Scatter plots allow us to place points that let us see possible correlations between two features of a data set. Let's see how we can create them with ggplot!
We'll use the built-in mtcars dataset:
library('ggplot2')
df <- mtcars
head(df)
qplot(wt,mpg,data=df)
We can add a third feature by adding a color gradient on each point, or by resizing each point based on their value of this 3rd feature. For example:
qplot(wt,mpg,data=df,color=cyl)
qplot(wt,mpg,data=df,size=cyl)
qplot(wt,mpg,data=df,size=cyl,color=cyl)
# Show 4 features (this gets messy)
qplot(wt,mpg,data=df,size=cyl,color=hp,alpha=0.6)

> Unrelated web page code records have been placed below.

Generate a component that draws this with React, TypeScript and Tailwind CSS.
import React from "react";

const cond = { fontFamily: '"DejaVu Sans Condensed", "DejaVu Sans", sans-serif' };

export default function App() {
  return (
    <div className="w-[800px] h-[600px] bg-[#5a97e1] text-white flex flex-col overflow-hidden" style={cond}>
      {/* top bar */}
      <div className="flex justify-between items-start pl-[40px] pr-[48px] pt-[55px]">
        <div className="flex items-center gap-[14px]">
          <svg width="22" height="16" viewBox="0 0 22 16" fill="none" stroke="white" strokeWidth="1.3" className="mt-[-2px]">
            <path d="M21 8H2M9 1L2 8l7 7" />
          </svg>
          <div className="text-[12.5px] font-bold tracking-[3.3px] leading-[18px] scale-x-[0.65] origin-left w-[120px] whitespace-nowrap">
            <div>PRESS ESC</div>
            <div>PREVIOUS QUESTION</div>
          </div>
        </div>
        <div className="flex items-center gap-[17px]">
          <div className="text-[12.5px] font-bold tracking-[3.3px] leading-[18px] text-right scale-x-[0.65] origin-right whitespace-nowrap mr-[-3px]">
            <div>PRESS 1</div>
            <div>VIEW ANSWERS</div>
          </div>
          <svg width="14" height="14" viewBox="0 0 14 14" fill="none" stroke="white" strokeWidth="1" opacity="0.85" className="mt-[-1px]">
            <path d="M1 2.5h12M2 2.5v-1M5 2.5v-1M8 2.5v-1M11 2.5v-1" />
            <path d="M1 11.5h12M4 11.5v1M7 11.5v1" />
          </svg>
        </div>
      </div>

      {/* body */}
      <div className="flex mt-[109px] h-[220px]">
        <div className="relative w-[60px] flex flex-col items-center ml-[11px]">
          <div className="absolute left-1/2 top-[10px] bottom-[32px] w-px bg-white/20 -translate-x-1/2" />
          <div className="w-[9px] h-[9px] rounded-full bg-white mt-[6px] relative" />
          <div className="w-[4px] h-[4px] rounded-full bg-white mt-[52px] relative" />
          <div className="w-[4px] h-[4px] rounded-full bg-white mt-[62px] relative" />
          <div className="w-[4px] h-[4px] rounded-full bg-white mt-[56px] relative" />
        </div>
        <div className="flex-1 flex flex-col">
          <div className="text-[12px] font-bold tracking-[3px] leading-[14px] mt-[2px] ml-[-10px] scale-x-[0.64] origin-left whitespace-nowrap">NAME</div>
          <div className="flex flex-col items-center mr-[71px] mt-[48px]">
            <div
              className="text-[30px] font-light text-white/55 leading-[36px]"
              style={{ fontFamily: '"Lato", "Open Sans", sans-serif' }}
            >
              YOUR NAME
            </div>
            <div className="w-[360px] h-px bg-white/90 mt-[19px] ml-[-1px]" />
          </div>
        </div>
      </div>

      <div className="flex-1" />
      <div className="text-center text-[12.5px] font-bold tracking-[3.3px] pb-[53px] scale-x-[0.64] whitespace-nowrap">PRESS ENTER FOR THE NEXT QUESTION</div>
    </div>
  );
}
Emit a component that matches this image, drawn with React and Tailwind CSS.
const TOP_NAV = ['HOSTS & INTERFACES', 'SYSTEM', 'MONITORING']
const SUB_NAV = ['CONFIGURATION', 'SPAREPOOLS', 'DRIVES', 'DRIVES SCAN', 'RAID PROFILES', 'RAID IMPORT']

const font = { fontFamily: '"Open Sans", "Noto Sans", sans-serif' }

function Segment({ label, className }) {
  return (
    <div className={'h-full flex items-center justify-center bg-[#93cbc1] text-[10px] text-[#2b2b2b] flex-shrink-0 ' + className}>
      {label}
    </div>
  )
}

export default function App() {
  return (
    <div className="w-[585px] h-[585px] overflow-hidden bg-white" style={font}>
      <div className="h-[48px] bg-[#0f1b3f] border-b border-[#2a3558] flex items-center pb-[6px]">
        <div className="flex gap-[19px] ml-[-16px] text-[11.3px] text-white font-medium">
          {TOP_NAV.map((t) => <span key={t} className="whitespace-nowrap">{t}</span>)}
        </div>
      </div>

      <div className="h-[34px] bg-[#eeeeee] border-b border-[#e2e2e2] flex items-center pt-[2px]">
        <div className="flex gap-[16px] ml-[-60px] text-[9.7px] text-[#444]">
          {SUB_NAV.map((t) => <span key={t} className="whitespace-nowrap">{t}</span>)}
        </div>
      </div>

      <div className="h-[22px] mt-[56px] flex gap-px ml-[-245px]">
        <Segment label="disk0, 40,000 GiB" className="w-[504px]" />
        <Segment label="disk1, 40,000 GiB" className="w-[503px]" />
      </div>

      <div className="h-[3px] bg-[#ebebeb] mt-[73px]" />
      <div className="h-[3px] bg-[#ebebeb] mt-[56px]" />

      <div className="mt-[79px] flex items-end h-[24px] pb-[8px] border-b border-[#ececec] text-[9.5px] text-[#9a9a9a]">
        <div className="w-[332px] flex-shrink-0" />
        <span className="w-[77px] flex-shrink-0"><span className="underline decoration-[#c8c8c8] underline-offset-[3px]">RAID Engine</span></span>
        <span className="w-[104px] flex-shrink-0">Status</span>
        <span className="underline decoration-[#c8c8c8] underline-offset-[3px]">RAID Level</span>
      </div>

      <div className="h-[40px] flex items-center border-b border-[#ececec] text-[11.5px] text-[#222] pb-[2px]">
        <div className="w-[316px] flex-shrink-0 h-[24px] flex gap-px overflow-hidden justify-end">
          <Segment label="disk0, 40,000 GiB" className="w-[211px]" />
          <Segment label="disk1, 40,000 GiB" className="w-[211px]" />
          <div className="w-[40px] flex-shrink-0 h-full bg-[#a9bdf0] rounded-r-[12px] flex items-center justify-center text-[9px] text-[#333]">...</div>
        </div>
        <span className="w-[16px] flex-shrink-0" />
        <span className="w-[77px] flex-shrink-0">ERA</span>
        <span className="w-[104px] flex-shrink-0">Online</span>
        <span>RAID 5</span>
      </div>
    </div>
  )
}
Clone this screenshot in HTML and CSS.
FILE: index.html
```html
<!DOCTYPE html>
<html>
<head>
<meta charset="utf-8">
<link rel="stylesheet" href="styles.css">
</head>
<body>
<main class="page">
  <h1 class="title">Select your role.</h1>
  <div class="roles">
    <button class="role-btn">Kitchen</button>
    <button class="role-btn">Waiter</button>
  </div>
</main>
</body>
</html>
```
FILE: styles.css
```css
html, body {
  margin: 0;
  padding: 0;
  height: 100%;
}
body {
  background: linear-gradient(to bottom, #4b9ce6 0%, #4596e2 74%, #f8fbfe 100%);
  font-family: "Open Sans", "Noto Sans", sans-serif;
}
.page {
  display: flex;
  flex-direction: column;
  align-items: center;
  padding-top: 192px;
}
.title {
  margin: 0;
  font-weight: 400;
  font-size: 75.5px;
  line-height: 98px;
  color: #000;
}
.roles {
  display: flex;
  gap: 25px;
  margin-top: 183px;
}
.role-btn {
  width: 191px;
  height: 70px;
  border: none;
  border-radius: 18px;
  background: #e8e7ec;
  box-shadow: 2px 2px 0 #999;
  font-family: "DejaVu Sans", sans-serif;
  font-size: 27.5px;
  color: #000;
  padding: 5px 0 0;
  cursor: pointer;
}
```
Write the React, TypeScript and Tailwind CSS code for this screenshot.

Now let's see hwo to get more control by using ggplot():
pl <- ggplot(data=df,aes(x = wt,y=mpg))
pl + geom_point()
pl <- ggplot(data=df,aes(x = wt,y=mpg))
pl + geom_point(aes(color=cyl))
pl <- ggplot(data=df,aes(x = wt,y=mpg))
pl + geom_point(aes(color=factor(cyl)))
pl <- ggplot(data=df,aes(x = wt,y=mpg))
pl + geom_point(aes(size=factor(cyl)))
# With Shapes
pl <- ggplot(data=df,aes(x = wt,y=mpg))
pl + geom_point(aes(shape=factor(cyl)))
# Better version
# With Shapes
pl <- ggplot(data=df,aes(x = wt,y=mpg))
pl + geom_point(aes(shape=factor(cyl),color=factor(cyl)),size=4,alpha=0.6)
pl + geom_point(aes(colour = hp),size=4) + scale_colour_gradient(high='red',low = "blue")
Great! That's it for scatterplots, remember to reference the cheat sheet or the documentation for more details!